Posted by chicagomedia.org on November 03, 2009 at 10:27:50:
Tribune Co. papers rewiring for experimental week without AP
The Chicago Tribune and other Tribune Co. newspapers plan to utilize as little content from the Associated Press as practical during the week of Nov. 8.
The goal, as the papers review costs and needs, is to see whether severing ties with the news cooperative next fall is a viable option, the Chicago-based media company confirmed Monday.
The trial is scheduled to be conducted almost 13 months after Tribune Co. gave the AP a required two-year warning that it might drop the news service, effective Oct. 15, 2010. Tribune Co. said at the time that it was keeping its options open while weighing what role, if any, the AP would play in its future.
Some content Tribune Co. papers get from the Associated Press, such as sports statistics, will still be published during the experiment. The company also said that if the AP is the only available source for a report considered vital, it will use that AP coverage. But the company wants to see to what kind of void the absence of AP stories and photos would have.
Besides the content provided by the staff of its own titles, Tribune Co. newspapers will draw from such news sources as Reuters, the Washington Post, New York Times, Agence France Presse, Cable News Network, Global Post, Bloomberg and McClatchy newspapers during its AP-less trial. Not all of those sources are normally available to Tribune Co. papers.
Some newspapers have determined that shared wire content that is available to readers from many other outlets is worth less to them than unique, proprietary content, especially online. Coupled with reductions in the space allocated for news in print, papers are weighing whether there's the same need for Associated Press content as in the past.

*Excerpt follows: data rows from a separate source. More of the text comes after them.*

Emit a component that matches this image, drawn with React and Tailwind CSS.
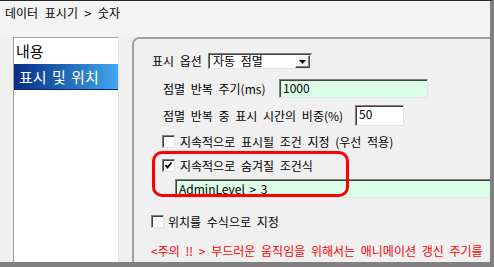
import React from 'react';

const FONT = "font-['Noto_Sans_CJK_KR','Noto_Sans',sans-serif]";

function CheckBox({ checked }) {
  return (
    <div className="w-[13px] h-[13px] shrink-0 bg-white border border-t-[#808080] border-l-[#808080] border-b-[#e3e3e3] border-r-[#e3e3e3] shadow-[inset_1px_1px_0_#404040] flex items-center justify-center">
      {checked && (
        <svg width="9" height="9" viewBox="0 0 9 9">
          <path d="M1.5 4 L3.5 6.5 L7.5 1.5" fill="none" stroke="#000" strokeWidth="1.8" />
        </svg>
      )}
    </div>
  );
}

function Field({ value, className }) {
  return (
    <div
      className={`shrink-0 border border-t-[#808080] border-l-[#808080] border-b-[#e3e3e3] border-r-[#e3e3e3] shadow-[inset_1px_1px_0_#404040] pl-[3px] leading-[15px] whitespace-nowrap [word-spacing:2px] ${className}`}
    >
      {value}
    </div>
  );
}

export default function App() {
  return (
    <div className={`w-[494px] h-[267px] overflow-hidden bg-[#f0f0f0] flex flex-col border-t border-t-[#262626] border-r-4 border-r-[#808080] border-b-[5px] border-b-[#808080] text-[12px] text-black [word-spacing:3px] ${FONT}`}>
      {/* title */}
      <div className="h-[36px] shrink-0 pl-[5px] pt-[4px] leading-[16px] text-[12px] bg-[#f3f3f3] [word-spacing:4px]">
        데이터 표시기 &gt; 숫자
      </div>

      <div className="flex-1 flex min-h-0">
        {/* menu list */}
        <div className="ml-[13px] w-[106px] shrink-0 bg-white border-t border-l border-[#a0a0a0] border-r border-r-[#e3e3e3] text-[15px] [word-spacing:2px]">
          <div className="h-[26px] leading-[26px] pl-[2px]">내용</div>
          <div className="h-[26px] leading-[25px] pl-[5px] text-white bg-gradient-to-r from-[#0a2c82] to-[#43a8f0] border-b border-b-[#0a236a]">
            표시 및 위치
          </div>
        </div>

        {/* settings group */}
        <div className="relative ml-[13px] flex-1 min-w-0 overflow-hidden border-t-2 border-l-2 border-[#a0a0a0] rounded-tl-[7px] flex flex-col">
          <div className="mt-[14px] h-[16px] flex items-center pl-[18px]">
            <span className="w-[56px] shrink-0 leading-[16px]">표시 옵션</span>
            <div className="w-[104px] h-[16px] flex items-center bg-white border border-t-[#808080] border-l-[#808080] border-b-[#e3e3e3] border-r-[#e3e3e3] shadow-[inset_1px_1px_0_#404040]">
              <span className="flex-1 pl-[4px] leading-[14px]">자동 점멸</span>
              <div className="w-[15px] h-[13px] mr-[1px] mt-[1px] bg-[#f0f0f0] border border-t-white border-l-white border-b-[#404040] border-r-[#404040] shadow-[inset_-1px_-1px_0_#808080] flex items-center justify-center">
                <svg width="7" height="4" viewBox="0 0 7 4">
                  <path d="M0 0 H7 L3.5 4 Z" fill="#000" />
                </svg>
              </div>
            </div>
          </div>

          <div className="mt-[10px] h-[19px] flex items-center pl-[29px]">
            <span className="w-[116px] shrink-0 leading-[16px] whitespace-nowrap">점멸 반복 주기(ms)</span>
            <Field value="1000" className="w-[149px] h-[19px] bg-[#dcfde8]" />
          </div>

          <div className="mt-[7px] h-[21px] flex items-center pl-[29px]">
            <span className="w-[192px] shrink-0 leading-[16px] whitespace-nowrap">점멸 반복 중 표시 시간의 비중(%)</span>
            <Field value="50" className="w-[49px] h-[21px] bg-white" />
          </div>

          <div className="mt-[9px] h-[13px] flex items-center pl-[28px] gap-[5px]">
            <CheckBox />
            <span className="leading-[16px] whitespace-nowrap">지속적으로 표시될 조건 지정 (우선 적용)</span>
          </div>

          <div className="mt-[11px] h-[13px] flex items-center pl-[28px] gap-[5px]">
            <CheckBox checked />
            <span className="leading-[16px] whitespace-nowrap">지속적으로 숨겨질 조건식</span>
          </div>

          <div className="mt-[7px] h-[19px] flex pl-[41px]">
            <Field value="AdminLevel > 3" className="w-[400px] h-[19px] bg-[#dcfde8] leading-[17px]" />
          </div>

          <div className="mt-[17px] h-[13px] flex items-center pl-[17px] gap-[4px]">
            <CheckBox />
            <span className="leading-[16px] whitespace-nowrap">위치를 수식으로 지정</span>
          </div>

          <div className="mt-[15px] pl-[17px] leading-[16px] whitespace-nowrap text-[#ff0000]">
            &lt;주의 !! &gt; 부드러운 움직임을 위해서는 애니메이션 갱신 주기를
          </div>

          {/* highlight annotation */}
          <div className="absolute left-[18px] top-[112px] w-[197px] h-[46px] border-[3px] border-[#ff0000] rounded-[10px] pointer-events-none" />
        </div>
      </div>
    </div>
  );
}
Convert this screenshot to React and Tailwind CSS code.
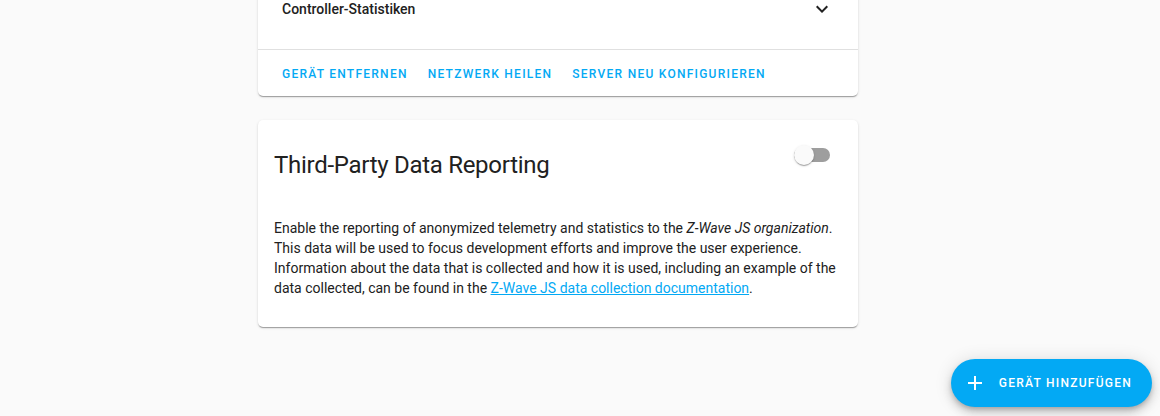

"The Associated Press has been working with all members of the cooperative, including Tribune Co., to ensure that the AP news report retains its value to member newspapers and their readers," AP spokesman Paul Colford said in a statement.
The AP Board of Directors in April announced a new $35 million in rate reductions for 2010 for its member newspapers on top of $30 million in rate reductions for 2009 announced a year earlier. AP expected that the total assessment decreases for papers would average a little less than 20 percent, although it would vary widely for members depending on their services levels.
Tribune Co. TV stations will not participate in the experiment, which falls during the November ratings period. Tribune Co. newspaper Web sites also will not be affected, the company said.